Class 103 in green livery

They were delivered in green with cream lining, red bufferbeam and pale grey roof. The first sets were delivered without speed whiskers. The edge of the gutter was painted black. Some sets, such as the one in the first image, had their shed code painted on the buffer beam.

The crests were carried only on the power cars, and initially there were handed, both facing towards the cab. When the vehicles received their first repaints only left hand facing crests were used.

Class 103 in green livery with whiskers

Some seem to have been delivered with whiskers (those that didn't didn't necessarily get them added straight away).

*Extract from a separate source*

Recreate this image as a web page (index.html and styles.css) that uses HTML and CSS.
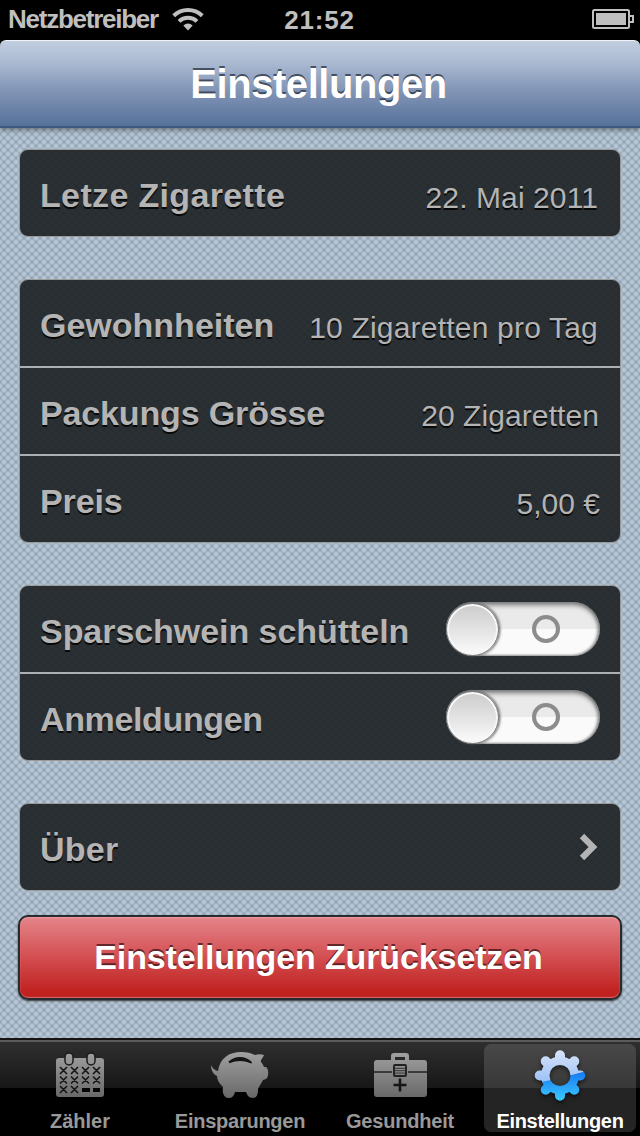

In the image of a whiskered set on the left, note the markings above the bogie on the solebar which had the text "VEHICLE TO BE LIFTED BETWEEN THESE LINES". The sets could also be found with the shed code painted on the buffer beam. In 1964 M50350 was noted as having WL stencilled on in place of 2G (Walsall).

Class 103 in green with yellow panel

Overhead line warning flashes seem to be carried at random, sometime only on the inner ends, sometimes also on the cab ends, sometimes both sides, sometimes one side, and at different heights. On the rear of the power car, the lining stopped at the exhausts and did not wrapped all around.

When yellow panels appeared sometimes the crests were omitted, as in the view of 50408 in the third image. The blue square indicating the coupling code is now moved outwards from under the marker lights.

Class 103 in early blue livery

The small yellow panel continued on some vehicles when rail blue first appeared. This short lived variant also had red buffer beams, the BR logo on the cab door and smaller 3" numbers.

Class 103 in blue livery

The standard blue livery with full yellow end had the normal 4" numbers, the logo on the bodyside and black bufferbeam. By now it wasn't unusual to see the set formation carried on a board in the windscreen.

The route indicator blinds broke up the yellow, when these fell out of use they could often be found crudely boarded over and unpainted, before later being properly plated over.